=== DATA SUPPLIED ===
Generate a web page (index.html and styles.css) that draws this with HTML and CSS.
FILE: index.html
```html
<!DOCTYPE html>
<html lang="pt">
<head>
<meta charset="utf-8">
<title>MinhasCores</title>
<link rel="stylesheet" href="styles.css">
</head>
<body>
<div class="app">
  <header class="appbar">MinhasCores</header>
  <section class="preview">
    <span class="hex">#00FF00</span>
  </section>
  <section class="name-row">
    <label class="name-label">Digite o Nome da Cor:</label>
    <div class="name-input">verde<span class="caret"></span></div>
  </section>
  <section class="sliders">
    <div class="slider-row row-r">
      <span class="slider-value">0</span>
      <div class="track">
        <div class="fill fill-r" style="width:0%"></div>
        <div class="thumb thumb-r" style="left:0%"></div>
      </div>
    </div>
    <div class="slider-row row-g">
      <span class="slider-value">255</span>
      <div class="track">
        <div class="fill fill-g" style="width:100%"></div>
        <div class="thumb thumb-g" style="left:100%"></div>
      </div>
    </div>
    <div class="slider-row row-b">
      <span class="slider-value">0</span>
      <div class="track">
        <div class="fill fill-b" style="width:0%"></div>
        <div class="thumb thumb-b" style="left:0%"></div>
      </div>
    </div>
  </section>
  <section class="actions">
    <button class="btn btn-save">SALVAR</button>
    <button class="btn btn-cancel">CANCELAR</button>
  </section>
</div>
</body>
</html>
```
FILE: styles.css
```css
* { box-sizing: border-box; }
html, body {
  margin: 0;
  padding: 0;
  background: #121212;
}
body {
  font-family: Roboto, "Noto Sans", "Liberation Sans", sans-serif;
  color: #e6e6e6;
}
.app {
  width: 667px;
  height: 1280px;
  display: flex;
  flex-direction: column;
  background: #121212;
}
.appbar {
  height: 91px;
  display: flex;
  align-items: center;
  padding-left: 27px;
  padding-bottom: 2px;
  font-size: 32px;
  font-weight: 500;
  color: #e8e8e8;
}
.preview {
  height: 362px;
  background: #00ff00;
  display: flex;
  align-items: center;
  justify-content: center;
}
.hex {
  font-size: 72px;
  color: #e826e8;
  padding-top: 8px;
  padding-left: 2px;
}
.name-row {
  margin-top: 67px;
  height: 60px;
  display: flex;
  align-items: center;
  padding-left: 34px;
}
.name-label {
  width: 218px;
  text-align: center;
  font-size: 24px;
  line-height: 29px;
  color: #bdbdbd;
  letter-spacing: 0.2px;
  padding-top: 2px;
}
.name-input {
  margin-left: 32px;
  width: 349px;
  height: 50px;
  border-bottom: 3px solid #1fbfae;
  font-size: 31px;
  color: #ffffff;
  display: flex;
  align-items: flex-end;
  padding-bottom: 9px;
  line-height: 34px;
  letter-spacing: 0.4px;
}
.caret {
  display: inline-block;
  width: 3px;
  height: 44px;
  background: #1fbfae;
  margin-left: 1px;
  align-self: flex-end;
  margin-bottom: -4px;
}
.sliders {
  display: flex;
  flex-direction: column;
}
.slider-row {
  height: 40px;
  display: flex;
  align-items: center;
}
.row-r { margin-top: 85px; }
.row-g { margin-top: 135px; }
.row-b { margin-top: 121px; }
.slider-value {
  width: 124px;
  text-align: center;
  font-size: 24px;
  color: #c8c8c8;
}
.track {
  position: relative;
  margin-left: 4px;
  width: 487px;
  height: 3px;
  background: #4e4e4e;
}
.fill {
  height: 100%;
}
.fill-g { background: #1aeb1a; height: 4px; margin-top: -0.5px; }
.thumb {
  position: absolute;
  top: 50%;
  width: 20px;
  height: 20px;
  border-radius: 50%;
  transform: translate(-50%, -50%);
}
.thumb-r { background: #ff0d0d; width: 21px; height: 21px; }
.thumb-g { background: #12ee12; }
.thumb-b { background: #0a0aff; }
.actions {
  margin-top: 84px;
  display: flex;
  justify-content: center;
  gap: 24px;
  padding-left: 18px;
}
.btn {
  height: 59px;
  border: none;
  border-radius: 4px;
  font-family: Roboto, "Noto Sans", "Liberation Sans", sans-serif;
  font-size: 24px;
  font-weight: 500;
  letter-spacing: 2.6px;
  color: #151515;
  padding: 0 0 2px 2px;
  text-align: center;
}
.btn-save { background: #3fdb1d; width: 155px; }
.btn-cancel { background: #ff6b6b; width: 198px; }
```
===
=== DATA SUPPLIED ===
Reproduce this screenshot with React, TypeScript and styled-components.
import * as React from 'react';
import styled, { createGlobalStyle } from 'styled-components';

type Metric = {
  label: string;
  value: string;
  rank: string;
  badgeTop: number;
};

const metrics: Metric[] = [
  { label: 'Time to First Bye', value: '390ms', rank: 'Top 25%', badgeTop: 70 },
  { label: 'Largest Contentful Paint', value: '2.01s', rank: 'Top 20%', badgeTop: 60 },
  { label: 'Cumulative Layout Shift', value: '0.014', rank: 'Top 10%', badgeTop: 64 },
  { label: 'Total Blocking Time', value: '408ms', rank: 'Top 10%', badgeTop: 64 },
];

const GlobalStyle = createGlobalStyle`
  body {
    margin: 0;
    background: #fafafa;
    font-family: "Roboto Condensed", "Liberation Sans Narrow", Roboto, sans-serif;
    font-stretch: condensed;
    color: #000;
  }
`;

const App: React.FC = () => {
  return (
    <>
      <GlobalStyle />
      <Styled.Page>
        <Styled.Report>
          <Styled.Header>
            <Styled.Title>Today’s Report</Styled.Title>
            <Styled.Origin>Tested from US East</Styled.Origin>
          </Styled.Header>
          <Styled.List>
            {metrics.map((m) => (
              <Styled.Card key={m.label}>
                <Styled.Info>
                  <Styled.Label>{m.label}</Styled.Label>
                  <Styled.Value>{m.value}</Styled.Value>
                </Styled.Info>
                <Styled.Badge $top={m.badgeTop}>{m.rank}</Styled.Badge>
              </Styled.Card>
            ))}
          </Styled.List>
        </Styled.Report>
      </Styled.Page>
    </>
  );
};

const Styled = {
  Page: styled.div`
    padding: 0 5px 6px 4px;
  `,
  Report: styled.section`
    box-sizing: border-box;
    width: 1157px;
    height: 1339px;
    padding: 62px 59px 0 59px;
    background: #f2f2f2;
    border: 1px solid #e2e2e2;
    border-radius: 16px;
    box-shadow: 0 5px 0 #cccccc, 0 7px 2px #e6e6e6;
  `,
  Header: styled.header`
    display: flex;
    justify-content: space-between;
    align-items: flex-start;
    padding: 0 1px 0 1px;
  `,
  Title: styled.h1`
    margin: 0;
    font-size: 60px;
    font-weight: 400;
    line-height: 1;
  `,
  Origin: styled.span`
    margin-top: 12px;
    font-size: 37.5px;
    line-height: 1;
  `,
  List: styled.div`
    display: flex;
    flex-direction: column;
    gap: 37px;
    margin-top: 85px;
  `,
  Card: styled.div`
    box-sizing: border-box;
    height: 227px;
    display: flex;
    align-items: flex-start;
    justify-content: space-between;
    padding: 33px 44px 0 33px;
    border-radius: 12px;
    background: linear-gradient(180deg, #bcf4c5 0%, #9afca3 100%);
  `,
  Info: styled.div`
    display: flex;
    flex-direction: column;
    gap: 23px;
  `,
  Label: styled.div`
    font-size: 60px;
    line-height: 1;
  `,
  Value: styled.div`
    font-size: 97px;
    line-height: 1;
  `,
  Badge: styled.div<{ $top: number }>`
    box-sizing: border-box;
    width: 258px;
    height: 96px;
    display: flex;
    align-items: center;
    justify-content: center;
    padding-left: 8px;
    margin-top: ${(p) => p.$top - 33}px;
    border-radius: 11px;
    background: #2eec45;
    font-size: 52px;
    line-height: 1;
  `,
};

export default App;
===
=== DATA SUPPLIED ===
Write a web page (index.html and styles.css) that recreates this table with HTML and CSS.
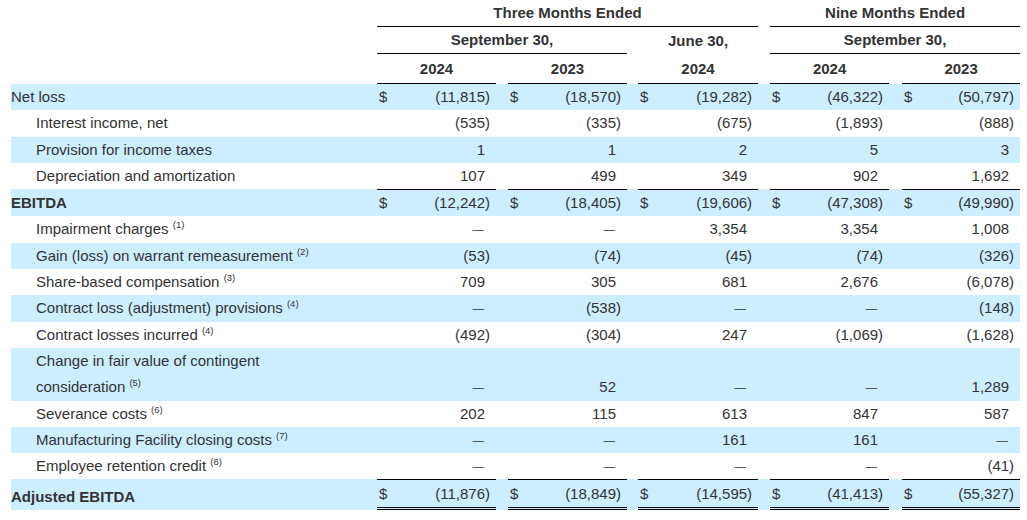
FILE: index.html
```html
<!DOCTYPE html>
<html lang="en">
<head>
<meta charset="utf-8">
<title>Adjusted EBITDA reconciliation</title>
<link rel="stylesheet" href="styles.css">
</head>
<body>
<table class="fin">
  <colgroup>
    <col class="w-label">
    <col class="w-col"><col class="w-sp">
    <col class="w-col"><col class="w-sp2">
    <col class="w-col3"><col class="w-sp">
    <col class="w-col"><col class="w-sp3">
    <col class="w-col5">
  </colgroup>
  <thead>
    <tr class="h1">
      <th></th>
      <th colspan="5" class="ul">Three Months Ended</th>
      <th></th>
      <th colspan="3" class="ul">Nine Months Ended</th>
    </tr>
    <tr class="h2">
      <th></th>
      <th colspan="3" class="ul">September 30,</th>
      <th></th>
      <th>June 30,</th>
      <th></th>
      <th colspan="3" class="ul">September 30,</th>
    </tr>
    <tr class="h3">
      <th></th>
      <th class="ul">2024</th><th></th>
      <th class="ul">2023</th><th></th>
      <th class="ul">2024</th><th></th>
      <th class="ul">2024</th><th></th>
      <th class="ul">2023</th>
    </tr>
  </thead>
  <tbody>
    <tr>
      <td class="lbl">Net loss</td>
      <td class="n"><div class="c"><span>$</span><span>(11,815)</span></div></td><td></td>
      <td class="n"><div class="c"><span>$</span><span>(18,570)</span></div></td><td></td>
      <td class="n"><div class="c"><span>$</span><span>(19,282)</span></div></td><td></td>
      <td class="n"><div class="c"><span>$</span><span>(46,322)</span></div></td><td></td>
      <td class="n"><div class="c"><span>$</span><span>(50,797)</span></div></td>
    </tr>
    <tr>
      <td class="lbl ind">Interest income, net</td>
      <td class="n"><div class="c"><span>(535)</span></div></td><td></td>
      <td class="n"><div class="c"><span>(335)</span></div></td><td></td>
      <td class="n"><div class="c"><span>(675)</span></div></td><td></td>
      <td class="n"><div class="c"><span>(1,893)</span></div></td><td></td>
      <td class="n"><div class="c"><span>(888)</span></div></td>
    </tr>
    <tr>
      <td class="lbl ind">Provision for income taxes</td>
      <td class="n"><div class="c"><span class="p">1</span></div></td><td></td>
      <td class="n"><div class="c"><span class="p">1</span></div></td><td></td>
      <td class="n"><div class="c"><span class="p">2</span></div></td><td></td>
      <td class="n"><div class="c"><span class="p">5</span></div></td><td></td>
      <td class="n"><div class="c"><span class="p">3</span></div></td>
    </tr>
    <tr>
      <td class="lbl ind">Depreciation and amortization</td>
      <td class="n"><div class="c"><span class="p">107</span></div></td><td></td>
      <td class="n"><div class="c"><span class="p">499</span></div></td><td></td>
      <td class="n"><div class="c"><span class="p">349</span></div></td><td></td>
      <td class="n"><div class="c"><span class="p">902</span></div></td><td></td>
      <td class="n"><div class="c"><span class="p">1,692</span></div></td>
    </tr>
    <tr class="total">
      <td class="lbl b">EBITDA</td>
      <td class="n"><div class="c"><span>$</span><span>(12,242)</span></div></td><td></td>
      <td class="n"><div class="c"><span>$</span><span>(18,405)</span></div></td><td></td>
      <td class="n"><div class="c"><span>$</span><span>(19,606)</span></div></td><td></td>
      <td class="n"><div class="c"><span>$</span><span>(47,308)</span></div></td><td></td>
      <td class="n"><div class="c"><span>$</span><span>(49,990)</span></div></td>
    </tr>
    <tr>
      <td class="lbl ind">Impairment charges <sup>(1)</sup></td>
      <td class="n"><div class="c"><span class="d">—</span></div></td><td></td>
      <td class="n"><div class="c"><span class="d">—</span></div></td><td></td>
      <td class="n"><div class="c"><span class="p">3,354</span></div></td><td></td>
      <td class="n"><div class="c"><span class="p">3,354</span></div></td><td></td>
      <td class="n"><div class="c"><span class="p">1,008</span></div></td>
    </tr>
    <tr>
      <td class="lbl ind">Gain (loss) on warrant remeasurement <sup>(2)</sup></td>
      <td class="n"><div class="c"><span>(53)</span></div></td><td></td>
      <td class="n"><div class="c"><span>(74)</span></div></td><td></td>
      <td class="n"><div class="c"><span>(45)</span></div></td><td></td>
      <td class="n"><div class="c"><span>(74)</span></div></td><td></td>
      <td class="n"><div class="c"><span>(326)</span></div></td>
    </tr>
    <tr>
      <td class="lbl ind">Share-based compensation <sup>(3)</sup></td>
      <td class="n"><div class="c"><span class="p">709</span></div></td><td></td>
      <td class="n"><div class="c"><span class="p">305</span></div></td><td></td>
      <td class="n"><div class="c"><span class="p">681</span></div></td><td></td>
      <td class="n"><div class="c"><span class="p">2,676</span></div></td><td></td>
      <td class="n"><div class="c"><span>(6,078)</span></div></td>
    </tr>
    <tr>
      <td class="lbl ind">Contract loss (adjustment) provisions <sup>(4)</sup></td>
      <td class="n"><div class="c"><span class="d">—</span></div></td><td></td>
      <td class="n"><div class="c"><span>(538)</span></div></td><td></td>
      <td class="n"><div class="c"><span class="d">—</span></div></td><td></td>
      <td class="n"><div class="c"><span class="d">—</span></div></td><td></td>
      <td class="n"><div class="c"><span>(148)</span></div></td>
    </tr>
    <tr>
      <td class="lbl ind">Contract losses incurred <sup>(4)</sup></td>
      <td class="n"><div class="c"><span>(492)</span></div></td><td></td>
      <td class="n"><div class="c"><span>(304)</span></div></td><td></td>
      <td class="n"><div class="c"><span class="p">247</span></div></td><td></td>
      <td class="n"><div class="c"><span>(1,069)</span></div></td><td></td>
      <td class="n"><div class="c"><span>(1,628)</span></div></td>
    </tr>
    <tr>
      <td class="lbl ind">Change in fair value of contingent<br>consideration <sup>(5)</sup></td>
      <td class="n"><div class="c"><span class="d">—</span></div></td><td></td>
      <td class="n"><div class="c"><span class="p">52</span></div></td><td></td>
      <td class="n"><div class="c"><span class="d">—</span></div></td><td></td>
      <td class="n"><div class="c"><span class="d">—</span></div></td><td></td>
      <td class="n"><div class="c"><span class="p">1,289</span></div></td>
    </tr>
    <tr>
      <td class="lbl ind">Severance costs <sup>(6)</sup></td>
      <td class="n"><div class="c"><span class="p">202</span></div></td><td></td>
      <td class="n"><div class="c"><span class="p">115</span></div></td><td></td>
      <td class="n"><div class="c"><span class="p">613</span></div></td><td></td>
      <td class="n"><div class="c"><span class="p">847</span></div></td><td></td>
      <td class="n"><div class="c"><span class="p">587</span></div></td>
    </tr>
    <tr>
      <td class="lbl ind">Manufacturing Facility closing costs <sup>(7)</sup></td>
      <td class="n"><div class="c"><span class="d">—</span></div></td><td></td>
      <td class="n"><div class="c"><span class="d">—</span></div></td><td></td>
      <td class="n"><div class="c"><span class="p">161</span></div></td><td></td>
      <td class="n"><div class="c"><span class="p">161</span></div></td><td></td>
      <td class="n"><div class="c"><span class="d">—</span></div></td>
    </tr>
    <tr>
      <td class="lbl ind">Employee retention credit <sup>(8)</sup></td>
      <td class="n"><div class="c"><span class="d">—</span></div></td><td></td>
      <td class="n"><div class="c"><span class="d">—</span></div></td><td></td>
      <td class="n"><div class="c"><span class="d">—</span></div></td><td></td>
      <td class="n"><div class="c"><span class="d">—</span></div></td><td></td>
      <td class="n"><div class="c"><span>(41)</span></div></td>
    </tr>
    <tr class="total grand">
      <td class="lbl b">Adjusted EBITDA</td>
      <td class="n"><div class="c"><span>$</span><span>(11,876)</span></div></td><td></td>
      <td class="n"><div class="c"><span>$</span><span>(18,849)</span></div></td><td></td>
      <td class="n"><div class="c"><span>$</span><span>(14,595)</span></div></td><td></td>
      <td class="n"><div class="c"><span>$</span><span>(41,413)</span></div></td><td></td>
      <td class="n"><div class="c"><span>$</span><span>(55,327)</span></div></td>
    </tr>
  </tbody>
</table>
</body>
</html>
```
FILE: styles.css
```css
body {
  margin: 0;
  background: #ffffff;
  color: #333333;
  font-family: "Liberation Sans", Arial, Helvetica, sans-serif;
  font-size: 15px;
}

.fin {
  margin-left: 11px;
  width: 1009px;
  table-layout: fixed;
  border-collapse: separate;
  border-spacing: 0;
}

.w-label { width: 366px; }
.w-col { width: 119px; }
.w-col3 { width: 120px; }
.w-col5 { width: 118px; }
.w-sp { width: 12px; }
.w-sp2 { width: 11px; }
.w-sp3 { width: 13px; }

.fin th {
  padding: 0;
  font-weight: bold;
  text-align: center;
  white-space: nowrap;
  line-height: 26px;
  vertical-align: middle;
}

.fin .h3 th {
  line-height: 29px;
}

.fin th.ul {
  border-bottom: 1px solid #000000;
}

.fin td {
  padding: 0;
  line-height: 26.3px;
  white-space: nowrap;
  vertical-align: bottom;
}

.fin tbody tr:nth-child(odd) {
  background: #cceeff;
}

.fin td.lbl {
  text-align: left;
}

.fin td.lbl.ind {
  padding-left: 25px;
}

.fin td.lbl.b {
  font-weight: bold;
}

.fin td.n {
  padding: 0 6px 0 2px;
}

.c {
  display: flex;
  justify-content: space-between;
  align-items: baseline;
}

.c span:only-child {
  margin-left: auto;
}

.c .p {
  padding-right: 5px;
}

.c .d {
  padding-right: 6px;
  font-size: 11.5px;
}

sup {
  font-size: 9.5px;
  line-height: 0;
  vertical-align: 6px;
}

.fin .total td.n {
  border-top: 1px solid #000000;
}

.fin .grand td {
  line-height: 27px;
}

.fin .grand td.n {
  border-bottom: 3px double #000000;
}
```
===
AIM ▸
Filter the listing above for the string "that" and copy every matching line.

SOLUTION BELOW ▸
Generate a web page (index.html and styles.css) that draws this with HTML and CSS.
Write a web page (index.html and styles.css) that recreates this table with HTML and CSS.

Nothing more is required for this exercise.